I practice in a regional area where there is a very enthusiastic urologist especially for privately insured patients and even when I do tell the patient there are options other than surgery and that an opinion should be sought from a radiation specialist, I don't see them again until after their surgery! Patients are anxious and want treatment as quickly as possible. if radiation oncologists provided a visiting service or even Tele health services it would be more conducive for patients to get their opinion. Unfortunately patients have to see the urologist for a biopsy before there is confirmation of diagnosis.

Prof Max Kamien, AM   31/07/2019 10:54:46 AM

All good advice. But if you are a 'second class' patient you may not have a choice of treatment. A pensioner friend was most insistent that he wanted surgery and not radiotherapy. He was told that the big new hospital policy was for radiotherapy. He has developed severe radiation colitis with frequent massive bleeds. He sure suffers from 'decision regret' and is in limbo with no single doctor as his advocate. Sadly, we do have a two-class health system.

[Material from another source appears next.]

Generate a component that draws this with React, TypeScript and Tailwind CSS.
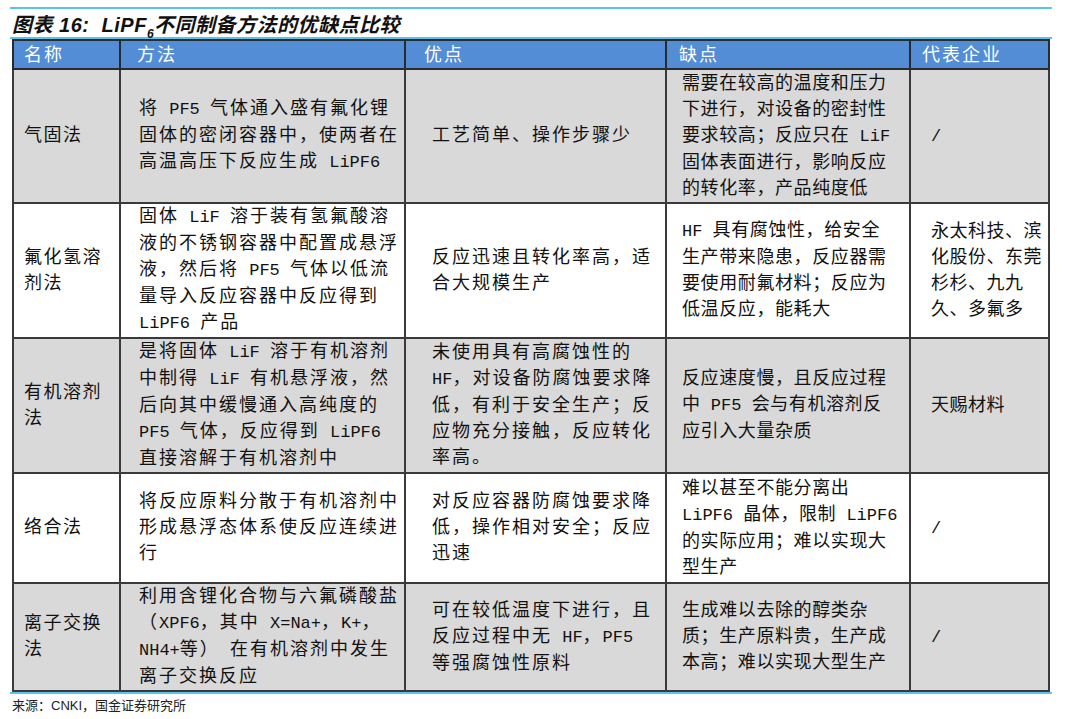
import React from 'react'

const cellFont = {
  fontFamily: '"Liberation Mono", "Noto Sans CJK SC", sans-serif',
}

interface Row {
  height: string
  gray: boolean
  cells: string[][]
}

const rows: Row[] = [
  {
    height: 'h-[134px]',
    gray: true,
    cells: [
      ['气固法'],
      ['将 PF5 气体通入盛有氟化锂', '固体的密闭容器中，使两者在', '高温高压下反应生成 LiPF6'],
      ['工艺简单、操作步骤少'],
      ['需要在较高的温度和压力', '下进行，对设备的密封性', '要求较高；反应只在 LiF', '固体表面进行，影响反应', '的转化率，产品纯度低'],
      ['/'],
    ],
  },
  {
    height: 'h-[135px]',
    gray: false,
    cells: [
      ['氟化氢溶', '剂法'],
      ['固体 LiF 溶于装有氢氟酸溶', '液的不锈钢容器中配置成悬浮', '液，然后将 PF5 气体以低流', '量导入反应容器中反应得到', 'LiPF6 产品'],
      ['反应迅速且转化率高，适', '合大规模生产'],
      ['HF 具有腐蚀性，给安全', '生产带来隐患，反应器需', '要使用耐氟材料；反应为', '低温反应，能耗大'],
      ['永太科技、滨', '化股份、东莞', '杉杉、九九', '久、多氟多'],
    ],
  },
  {
    height: 'h-[134px]',
    gray: true,
    cells: [
      ['有机溶剂', '法'],
      ['是将固体 LiF 溶于有机溶剂', '中制得 LiF 有机悬浮液，然', '后向其中缓慢通入高纯度的', 'PF5 气体，反应得到 LiPF6', '直接溶解于有机溶剂中'],
      ['未使用具有高腐蚀性的', 'HF，对设备防腐蚀要求降', '低，有利于安全生产；反', '应物充分接触，反应转化', '率高。'],
      ['反应速度慢，且反应过程', '中 PF5 会与有机溶剂反', '应引入大量杂质'],
      ['天赐材料'],
    ],
  },
  {
    height: 'h-[110px]',
    gray: false,
    cells: [
      ['络合法'],
      ['将反应原料分散于有机溶剂中', '形成悬浮态体系使反应连续进', '行'],
      ['对反应容器防腐蚀要求降', '低，操作相对安全；反应', '迅速'],
      ['难以甚至不能分离出', 'LiPF6 晶体，限制 LiPF6', '的实际应用；难以实现大', '型生产'],
      ['/'],
    ],
  },
  {
    height: 'h-[108px]',
    gray: true,
    cells: [
      ['离子交换', '法'],
      ['利用含锂化合物与六氟磷酸盐', '（XPF6，其中 X=Na+，K+，', 'NH4+等） 在有机溶剂中发生', '离子交换反应'],
      ['可在较低温度下进行，且', '反应过程中无 HF，PF5', '等强腐蚀性原料'],
      ['生成难以去除的醇类杂', '质；生产原料贵，生产成', '本高；难以实现大型生产'],
      ['/'],
    ],
  },
]

const headers = ['名称', '方法', '优点', '缺点', '代表企业']
const headPad = ['pl-[10px]', 'pl-[16px]', 'pl-[18px]', 'pl-[12px]', 'pl-[11px]']
const cellPad = [
  'pl-[10px] tracking-[1.5px]',
  'pl-[18px] tracking-[2px]',
  'pl-[26px] tracking-[2px]',
  'pl-[15px] tracking-[0.6px]',
  'pl-[20px] tracking-[0.5px]',
]

// latin runs are half width in the source, so drop the extra tracking there
function Line({ text }: { text: string }) {
  const parts = text.split(/([\x20-\x7e]+)/).filter(Boolean)
  return (
    <div className="whitespace-nowrap">
      {parts.map((p, i) =>
        /^[\x20-\x7e]+$/.test(p) ? (
          <span key={i} className="text-[17px] tracking-normal">
            {p}
          </span>
        ) : (
          <span key={i}>{p}</span>
        )
      )}
    </div>
  )
}

export default function App() {
  return (
    <div className="w-[1078px] h-[719px] bg-white text-[#111] overflow-hidden">
      <div className="pt-[7px] pl-[10px]">
        <div className="w-[1042px] h-[2px] bg-[#5cc2ee]" />

        {/* Title */}
        <div
          className="pl-[2px] pt-[3px] h-[28px] text-[20px] leading-[26px] font-bold italic whitespace-nowrap tracking-[0.5px]"
          style={{ fontFamily: '"Liberation Sans", "Noto Sans CJK SC", sans-serif' }}
        >
          图表 16:&nbsp; LiPF<sub className="text-[12px] align-[-3px]">6</sub>不同制备方法的优缺点比较
        </div>

        <div className="w-[1042px] h-[2px] bg-[#5cc2ee]" />

        <div className="pl-[2px]">
          <table className="table-fixed border-collapse w-[1036px]" style={cellFont}>
            <colgroup>
              <col className="w-[107px]" />
              <col className="w-[285px]" />
              <col className="w-[261px]" />
              <col className="w-[244px]" />
              <col className="w-[139px]" />
            </colgroup>
            <thead>
              <tr className="h-[28px] bg-[#538dd5]">
                {headers.map((h, i) => (
                  <th
                    key={h}
                    className={`border-2 border-[#2b2b2b] text-left font-normal text-white text-[18px] leading-[24px] tracking-[2px] p-0 pt-[3px] ${headPad[i]}`}
                  >
                    {h}
                  </th>
                ))}
              </tr>
            </thead>
            <tbody>
              {rows.map((row, ri) => (
                <tr key={ri} className={`${row.height} ${row.gray ? 'bg-[#d9d9d9]' : 'bg-white'}`}>
                  {row.cells.map((lines, ci) => (
                    <td
                      key={ci}
                      className={`border-2 border-[#3a3a3a] align-middle p-0 text-[18px] leading-[26px] ${cellPad[ci]}`}
                    >
                      {lines.map((l, li) => (
                        <Line key={li} text={l} />
                      ))}
                    </td>
                  ))}
                </tr>
              ))}
            </tbody>
          </table>
        </div>

        <div className="w-[1042px] h-[2px] bg-[#5cc2ee]" />

        {/* Source */}
        <div
          className="pl-[2px] pt-[3px] text-[13px] leading-[18px] text-[#222]"
          style={{ fontFamily: '"Liberation Sans", "Noto Sans CJK SC", sans-serif' }}
        >
          来源：CNKI，国金证券研究所
        </div>
      </div>
    </div>
  )
}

Rick H   31/07/2019 12:29:08 PM

Dr Walker advises that both treatments (radiotherapy and surgery) have the same outcomes at 10 years and beyond.
However, not having either treatment (i.e. having no active treatment) has been demonstrated in multiple trials to have similar outcomes and I wonder why this was not suggested as an alternative.
No treatment also avoids the many potential distressing side effects of radiotherapy/surgery.

Michael F   31/07/2019 8:49:01 PM

Rick, devil is in the detail. That study you refer to had mostly low grade cancers, the vast majority of whom would be managed conservatively if treated today. Additionally, 10 years is not long enough to make a proper assessment of mortality benefit.

George   31/07/2019 8:53:32 PM

Three red flags to get a second opinion:-
1. If a surgeon states that the surgery is urgent and needs to be done next week,
2. If a surgeon tells you it suggests to you that they are the best trained or most experienced
3. The cost for surgery is over 10K

Rick H   1/08/2019 2:04:20 PM

Michael, may I refer you to a study published in the NEJM July 2017 ; "Follow up of Prostatectomy versus Observation for Early Prostate Cancer" that followed men for approx 20yrs. Surgery was not associated with significantly lower all-cause or prostate-cancer mortality than observation.
You agree that the majority of low grade cancers don't need active treatment. However, if active treatment of high grade cancers improved mortality, it should be very obvious in the trial outcomes.

Jenny P.   3/08/2019 8:32:41 AM

Michael F, and that's why all the flag-waving about '5-year survival rate' by the cancer industry and public health bureaucrats is b.s.